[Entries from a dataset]
[BEGIN]
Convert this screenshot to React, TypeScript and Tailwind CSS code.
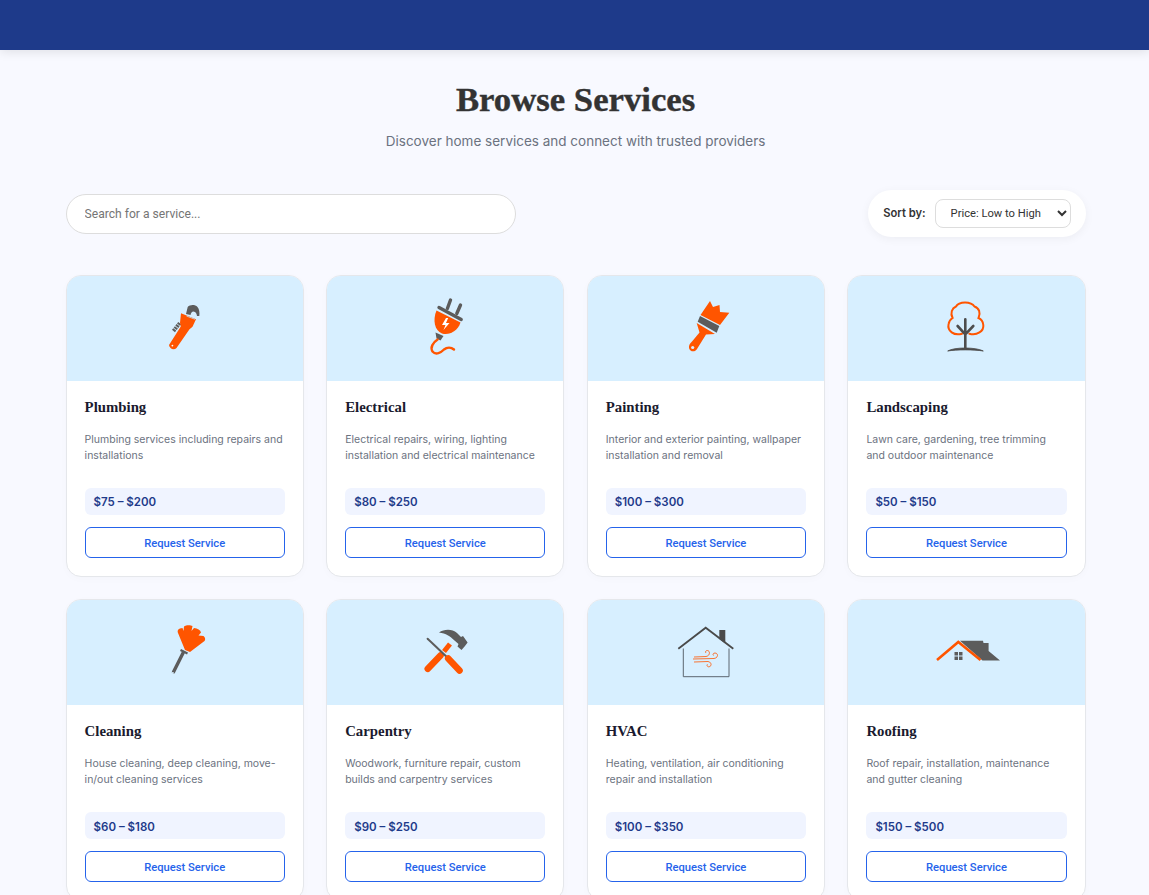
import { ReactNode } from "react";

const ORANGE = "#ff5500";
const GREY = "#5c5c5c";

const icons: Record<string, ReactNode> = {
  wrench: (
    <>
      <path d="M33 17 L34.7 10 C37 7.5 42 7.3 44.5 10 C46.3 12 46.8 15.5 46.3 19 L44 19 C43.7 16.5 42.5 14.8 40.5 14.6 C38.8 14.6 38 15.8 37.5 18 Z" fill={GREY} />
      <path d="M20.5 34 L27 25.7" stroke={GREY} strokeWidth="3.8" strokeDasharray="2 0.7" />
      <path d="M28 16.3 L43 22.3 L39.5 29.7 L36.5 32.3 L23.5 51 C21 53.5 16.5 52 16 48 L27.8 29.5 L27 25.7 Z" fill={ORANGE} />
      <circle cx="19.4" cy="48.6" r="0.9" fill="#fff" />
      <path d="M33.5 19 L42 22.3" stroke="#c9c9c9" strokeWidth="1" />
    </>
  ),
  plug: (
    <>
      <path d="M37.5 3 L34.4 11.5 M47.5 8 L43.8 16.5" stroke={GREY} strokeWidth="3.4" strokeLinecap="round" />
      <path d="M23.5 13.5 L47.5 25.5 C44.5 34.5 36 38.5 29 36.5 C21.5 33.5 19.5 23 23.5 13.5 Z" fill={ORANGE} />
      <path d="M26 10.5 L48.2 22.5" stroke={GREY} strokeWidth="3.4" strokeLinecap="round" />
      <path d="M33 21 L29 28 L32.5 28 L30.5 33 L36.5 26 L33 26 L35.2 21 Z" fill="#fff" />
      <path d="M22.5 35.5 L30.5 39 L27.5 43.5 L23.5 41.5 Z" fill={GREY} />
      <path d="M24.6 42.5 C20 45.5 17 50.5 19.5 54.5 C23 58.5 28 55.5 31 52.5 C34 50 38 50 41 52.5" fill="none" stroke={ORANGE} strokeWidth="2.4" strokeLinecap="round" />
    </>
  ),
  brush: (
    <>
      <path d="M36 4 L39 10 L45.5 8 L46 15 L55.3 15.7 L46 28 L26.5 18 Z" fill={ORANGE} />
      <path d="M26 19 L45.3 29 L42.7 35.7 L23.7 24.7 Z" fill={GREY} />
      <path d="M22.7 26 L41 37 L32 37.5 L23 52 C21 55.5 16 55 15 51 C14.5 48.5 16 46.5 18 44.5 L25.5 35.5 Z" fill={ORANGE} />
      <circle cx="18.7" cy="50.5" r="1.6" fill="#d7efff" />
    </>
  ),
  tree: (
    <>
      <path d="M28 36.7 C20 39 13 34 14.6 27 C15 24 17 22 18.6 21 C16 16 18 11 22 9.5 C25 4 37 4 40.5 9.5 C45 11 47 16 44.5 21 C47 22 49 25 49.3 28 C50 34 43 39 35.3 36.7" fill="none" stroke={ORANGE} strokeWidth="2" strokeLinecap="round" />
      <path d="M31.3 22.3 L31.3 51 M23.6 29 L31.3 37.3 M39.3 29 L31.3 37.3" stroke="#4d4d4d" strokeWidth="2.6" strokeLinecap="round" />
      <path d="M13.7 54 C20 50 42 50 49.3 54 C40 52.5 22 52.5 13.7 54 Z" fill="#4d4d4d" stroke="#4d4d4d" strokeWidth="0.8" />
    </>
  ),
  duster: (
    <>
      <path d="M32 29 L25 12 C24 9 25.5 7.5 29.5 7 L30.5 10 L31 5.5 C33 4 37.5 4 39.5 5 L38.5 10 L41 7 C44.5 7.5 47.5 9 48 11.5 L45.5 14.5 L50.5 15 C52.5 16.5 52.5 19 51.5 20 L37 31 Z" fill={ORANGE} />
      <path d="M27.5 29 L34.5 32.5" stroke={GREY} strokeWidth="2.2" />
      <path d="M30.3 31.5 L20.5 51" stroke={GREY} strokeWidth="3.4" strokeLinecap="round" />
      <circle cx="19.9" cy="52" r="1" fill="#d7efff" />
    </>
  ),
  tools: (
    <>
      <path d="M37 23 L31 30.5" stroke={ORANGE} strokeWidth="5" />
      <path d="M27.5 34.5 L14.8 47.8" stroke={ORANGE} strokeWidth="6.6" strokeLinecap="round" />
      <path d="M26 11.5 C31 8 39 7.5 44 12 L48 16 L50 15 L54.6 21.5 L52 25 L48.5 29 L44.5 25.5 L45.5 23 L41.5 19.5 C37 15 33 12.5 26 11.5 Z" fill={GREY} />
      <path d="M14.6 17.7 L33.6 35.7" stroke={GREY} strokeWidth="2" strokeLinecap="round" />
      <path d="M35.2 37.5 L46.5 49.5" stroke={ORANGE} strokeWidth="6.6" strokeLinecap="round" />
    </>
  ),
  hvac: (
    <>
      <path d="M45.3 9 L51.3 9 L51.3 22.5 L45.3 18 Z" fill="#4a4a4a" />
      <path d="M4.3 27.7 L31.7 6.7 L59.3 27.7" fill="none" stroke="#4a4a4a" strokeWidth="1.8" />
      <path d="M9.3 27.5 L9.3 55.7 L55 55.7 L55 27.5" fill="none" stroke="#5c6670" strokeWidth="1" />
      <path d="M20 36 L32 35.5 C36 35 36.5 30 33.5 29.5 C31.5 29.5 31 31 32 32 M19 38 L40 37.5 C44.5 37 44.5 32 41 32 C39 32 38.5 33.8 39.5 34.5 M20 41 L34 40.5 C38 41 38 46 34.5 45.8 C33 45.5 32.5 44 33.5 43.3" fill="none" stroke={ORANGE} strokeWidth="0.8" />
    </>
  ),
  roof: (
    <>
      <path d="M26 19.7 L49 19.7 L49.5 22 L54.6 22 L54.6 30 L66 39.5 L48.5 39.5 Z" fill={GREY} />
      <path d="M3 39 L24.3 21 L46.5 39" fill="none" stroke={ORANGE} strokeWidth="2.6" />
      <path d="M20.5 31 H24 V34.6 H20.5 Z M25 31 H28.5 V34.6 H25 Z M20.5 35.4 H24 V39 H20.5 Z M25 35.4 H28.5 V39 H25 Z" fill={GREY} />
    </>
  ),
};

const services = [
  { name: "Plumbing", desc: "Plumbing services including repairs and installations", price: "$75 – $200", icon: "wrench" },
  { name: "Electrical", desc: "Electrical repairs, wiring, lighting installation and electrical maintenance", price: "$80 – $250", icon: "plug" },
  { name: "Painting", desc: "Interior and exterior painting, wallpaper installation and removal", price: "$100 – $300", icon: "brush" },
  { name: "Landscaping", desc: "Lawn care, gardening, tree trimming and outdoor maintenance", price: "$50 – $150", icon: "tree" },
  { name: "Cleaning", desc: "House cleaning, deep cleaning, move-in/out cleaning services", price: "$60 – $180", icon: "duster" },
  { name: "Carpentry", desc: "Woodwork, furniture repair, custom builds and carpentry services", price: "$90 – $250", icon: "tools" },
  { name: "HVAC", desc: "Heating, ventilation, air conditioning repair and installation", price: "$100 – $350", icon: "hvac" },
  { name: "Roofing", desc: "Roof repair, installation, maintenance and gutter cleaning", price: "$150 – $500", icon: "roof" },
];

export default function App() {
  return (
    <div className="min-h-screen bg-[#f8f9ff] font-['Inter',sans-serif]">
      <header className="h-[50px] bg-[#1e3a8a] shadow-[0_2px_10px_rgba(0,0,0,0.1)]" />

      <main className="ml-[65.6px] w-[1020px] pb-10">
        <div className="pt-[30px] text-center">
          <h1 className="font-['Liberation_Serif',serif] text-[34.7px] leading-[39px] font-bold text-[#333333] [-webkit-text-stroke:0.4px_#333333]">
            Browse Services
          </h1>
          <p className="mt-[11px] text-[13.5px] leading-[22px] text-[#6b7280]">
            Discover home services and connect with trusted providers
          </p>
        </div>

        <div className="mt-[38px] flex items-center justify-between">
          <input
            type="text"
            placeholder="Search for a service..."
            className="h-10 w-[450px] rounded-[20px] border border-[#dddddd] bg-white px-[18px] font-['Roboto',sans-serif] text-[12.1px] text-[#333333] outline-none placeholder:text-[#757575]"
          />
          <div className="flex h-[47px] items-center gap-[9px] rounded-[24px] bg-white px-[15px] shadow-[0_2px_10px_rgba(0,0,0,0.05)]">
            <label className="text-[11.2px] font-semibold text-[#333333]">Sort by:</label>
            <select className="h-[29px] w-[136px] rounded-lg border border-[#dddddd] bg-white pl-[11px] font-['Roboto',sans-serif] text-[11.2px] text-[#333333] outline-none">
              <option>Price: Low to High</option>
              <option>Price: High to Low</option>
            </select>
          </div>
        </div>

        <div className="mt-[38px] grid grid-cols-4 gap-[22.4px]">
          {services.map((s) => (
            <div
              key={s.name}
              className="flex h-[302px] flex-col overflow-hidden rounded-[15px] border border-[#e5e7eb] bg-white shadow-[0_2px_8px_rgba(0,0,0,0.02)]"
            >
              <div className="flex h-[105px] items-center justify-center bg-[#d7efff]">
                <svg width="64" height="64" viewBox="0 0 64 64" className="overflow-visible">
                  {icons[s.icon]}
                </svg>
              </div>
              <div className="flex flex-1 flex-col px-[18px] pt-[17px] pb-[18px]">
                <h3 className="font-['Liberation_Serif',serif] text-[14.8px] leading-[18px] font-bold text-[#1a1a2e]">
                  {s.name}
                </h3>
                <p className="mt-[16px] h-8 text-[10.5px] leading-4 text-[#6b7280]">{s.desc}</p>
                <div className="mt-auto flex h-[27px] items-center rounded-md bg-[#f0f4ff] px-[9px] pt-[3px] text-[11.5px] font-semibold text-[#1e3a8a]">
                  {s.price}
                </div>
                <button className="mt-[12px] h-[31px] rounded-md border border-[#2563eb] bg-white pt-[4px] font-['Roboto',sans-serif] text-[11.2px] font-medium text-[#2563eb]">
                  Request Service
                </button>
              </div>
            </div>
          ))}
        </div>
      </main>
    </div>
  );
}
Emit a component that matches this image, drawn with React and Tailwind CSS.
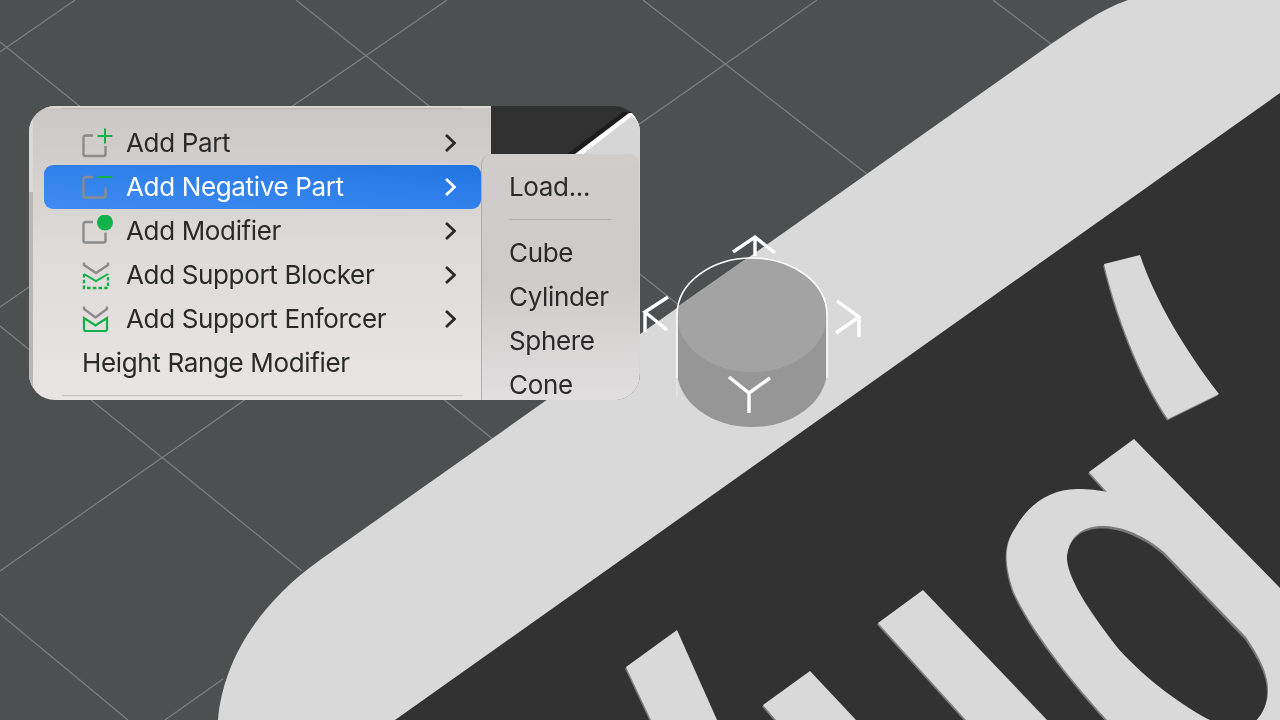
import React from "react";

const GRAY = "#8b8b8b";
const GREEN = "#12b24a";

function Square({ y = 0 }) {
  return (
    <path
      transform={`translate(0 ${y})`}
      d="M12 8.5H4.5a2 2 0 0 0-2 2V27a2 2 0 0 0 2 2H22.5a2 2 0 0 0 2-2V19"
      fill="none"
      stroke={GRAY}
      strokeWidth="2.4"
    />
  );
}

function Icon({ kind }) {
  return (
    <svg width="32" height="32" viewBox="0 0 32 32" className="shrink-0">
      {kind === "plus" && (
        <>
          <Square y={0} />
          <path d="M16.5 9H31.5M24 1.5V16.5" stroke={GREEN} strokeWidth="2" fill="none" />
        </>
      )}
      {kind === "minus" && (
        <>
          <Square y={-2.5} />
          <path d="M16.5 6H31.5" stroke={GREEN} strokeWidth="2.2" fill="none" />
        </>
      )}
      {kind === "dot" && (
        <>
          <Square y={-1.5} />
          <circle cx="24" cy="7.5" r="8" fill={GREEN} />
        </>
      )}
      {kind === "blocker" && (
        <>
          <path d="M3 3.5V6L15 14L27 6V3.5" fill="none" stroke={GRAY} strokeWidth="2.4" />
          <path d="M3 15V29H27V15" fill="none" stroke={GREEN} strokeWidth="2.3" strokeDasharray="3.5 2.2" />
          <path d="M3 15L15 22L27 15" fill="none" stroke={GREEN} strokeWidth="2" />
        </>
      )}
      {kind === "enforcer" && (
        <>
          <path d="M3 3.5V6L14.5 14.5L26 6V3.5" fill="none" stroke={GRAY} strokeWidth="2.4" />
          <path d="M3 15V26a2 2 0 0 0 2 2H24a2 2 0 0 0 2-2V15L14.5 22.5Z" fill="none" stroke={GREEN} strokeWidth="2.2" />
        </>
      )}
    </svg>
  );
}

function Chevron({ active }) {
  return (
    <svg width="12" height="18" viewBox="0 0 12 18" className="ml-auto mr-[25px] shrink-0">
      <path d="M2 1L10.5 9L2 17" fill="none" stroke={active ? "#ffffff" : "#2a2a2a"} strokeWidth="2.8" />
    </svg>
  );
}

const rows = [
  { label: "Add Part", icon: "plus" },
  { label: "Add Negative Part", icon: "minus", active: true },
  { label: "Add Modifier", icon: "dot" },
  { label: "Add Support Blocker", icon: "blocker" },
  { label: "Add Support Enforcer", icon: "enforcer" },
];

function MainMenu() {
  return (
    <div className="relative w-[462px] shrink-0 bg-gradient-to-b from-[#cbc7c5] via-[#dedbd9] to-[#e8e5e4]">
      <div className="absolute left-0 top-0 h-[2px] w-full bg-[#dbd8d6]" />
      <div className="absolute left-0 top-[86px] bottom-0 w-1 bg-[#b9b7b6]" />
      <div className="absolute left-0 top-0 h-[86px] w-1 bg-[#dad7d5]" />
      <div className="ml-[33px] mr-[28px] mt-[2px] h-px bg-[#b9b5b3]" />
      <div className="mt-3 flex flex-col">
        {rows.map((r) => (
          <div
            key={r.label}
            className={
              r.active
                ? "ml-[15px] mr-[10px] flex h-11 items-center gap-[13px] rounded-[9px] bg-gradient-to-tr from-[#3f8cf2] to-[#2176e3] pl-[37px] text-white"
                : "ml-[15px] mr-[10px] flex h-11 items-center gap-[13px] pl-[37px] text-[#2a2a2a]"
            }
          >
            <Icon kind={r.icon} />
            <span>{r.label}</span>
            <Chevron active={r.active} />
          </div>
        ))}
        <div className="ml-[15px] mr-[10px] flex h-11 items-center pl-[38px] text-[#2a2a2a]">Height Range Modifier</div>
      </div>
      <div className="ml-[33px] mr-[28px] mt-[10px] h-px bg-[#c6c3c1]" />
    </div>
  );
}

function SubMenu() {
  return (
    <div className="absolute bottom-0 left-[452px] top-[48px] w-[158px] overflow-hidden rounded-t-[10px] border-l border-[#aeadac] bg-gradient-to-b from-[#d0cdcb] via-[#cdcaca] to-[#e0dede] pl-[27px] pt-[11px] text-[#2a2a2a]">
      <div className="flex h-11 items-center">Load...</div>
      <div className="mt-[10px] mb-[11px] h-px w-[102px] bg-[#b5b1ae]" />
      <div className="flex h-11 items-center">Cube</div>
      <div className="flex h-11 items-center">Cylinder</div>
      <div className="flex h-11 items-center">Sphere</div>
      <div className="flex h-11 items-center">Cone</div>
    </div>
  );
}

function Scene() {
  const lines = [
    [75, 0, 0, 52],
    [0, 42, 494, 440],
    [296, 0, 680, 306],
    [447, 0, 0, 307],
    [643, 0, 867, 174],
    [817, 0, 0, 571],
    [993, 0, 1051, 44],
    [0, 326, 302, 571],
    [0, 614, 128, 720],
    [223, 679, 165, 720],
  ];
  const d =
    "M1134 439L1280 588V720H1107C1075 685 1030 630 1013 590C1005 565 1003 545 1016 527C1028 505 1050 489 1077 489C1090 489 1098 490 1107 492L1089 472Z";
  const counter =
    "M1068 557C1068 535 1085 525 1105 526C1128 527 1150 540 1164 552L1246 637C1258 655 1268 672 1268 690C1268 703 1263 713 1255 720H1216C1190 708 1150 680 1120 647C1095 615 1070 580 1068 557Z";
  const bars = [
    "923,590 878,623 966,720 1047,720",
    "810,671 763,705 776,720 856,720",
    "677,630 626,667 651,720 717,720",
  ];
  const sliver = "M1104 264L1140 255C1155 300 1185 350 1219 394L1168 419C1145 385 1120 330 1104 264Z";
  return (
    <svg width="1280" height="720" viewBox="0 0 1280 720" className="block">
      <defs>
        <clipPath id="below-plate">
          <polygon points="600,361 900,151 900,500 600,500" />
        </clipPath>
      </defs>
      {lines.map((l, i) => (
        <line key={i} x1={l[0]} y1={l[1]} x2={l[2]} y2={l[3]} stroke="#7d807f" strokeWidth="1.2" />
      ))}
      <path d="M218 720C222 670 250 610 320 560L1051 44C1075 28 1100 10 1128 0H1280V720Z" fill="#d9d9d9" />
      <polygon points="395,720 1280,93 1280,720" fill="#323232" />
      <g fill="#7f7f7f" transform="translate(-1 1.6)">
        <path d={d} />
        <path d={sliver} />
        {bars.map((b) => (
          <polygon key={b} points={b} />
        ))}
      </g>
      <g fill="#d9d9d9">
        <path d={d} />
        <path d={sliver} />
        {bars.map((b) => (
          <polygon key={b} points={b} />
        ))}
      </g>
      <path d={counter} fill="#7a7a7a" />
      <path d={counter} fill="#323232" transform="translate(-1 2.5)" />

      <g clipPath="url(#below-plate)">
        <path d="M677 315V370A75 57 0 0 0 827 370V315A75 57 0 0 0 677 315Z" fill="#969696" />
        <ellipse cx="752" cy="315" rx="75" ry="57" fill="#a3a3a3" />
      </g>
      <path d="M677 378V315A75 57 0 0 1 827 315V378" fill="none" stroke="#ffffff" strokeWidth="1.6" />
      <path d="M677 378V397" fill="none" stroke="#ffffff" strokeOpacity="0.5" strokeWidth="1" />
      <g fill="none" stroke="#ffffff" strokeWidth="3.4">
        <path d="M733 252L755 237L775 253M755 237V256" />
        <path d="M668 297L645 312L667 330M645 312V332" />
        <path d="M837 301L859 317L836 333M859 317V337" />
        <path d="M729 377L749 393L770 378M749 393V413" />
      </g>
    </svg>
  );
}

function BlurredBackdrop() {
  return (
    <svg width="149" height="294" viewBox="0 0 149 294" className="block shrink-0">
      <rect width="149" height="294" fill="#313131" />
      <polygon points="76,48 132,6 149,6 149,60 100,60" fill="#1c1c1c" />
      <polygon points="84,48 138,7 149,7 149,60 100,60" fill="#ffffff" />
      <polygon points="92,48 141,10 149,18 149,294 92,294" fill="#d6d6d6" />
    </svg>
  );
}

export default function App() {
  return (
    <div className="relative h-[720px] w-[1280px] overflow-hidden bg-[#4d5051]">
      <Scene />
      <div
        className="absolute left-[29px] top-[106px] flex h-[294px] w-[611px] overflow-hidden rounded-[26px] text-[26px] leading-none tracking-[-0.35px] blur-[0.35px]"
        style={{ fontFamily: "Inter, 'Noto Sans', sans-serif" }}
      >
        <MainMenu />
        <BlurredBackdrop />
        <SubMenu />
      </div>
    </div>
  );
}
[END]
WHAT YOU SHOULD DO -> State how many lines of the records hold the string "Tailwind", and nothing else.

RESPONSE TO THIS EXERCISE -> 2